There are really three separate judgments tangled together in what you said:
First, “it’s a pity.”
Yes, in a very human sense. Physics is most satisfying when theory and
experiment dance together—proposal, test, correction, repeat. String
theory has been mostly a solo performance. That’s aesthetically
disappointing to people who like closure.
Second, “it probably is true.”
Here I’d gently push back. There’s no real evidential basis for assigning it a high probability. What we can say is that it’s one of the most internally consistent attempts
to unify quantum mechanics and gravity. But nature has fooled elegant
thinkers before. Consistency narrows the possibilities; it doesn’t pick
the winner.
Third, “it will be a good long while.”
That’s the safest part of your statement. Even optimistic routes to
testing—cosmological signatures, subtle imprints in gravitational
phenomena—are technically daunting and may remain ambiguous. So yes, if
string theory connects to reality, confirmation is likely to be indirect
and slow.
What keeps it from being a dead end is that it has already paid off in unexpected ways. Work motivated by string theory has clarified black hole thermodynamics, quantum field theory techniques, and even bits of pure mathematics. So even in the worst case—if it turns out not to describe our universe—it may still be remembered as a remarkably productive wrong turn.
There’s a precedent for that. The 19th-century vortex theory of atoms (associated with William Thomson, 1st Baron Kelvin) was elaborate, mathematically rich, and ultimately incorrect—but it helped stimulate developments that mattered later.
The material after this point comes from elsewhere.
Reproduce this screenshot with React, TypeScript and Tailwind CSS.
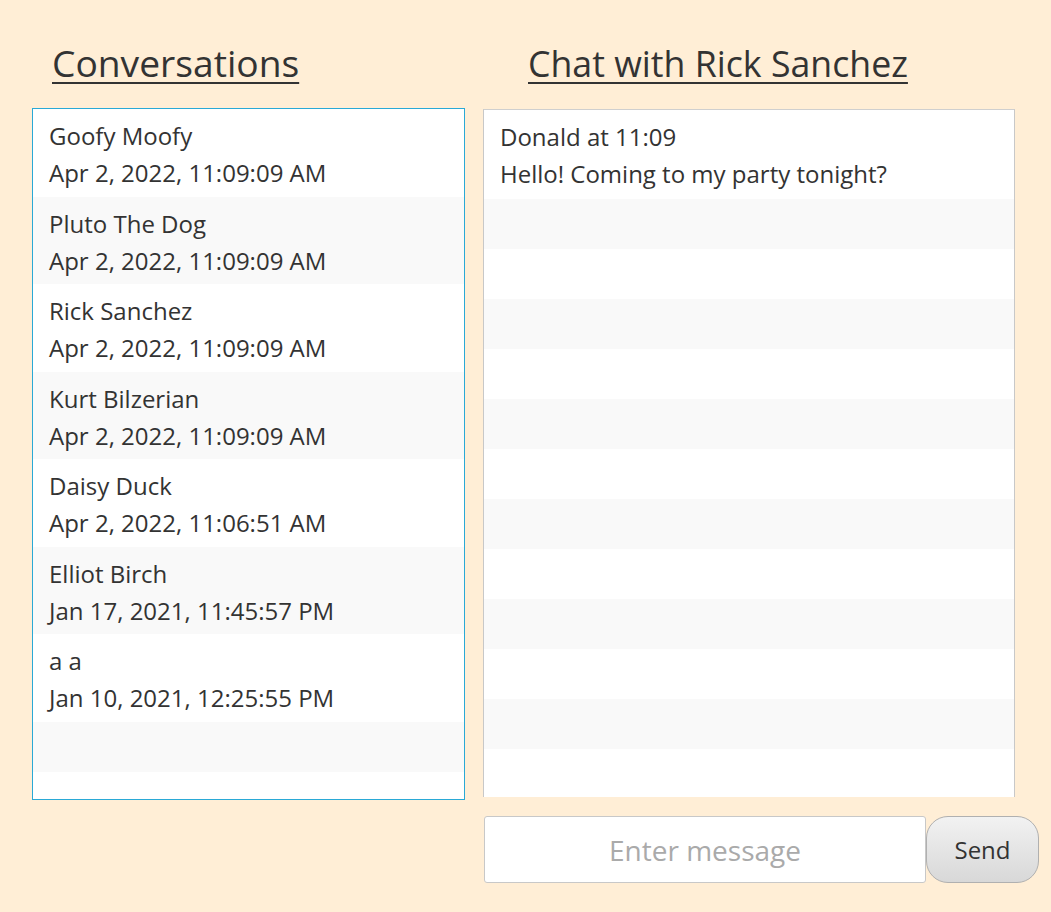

Science sometimes advances by overreaching.
So perhaps the most balanced stance is this:
Treat string theory as a powerful, highly disciplined speculation—one that has earned the right to be taken seriously, but not the right to be believed.
And then let time do what it always does in science: either drag it down to earth, or quietly let it fade while its useful pieces get absorbed into the rest of the structure.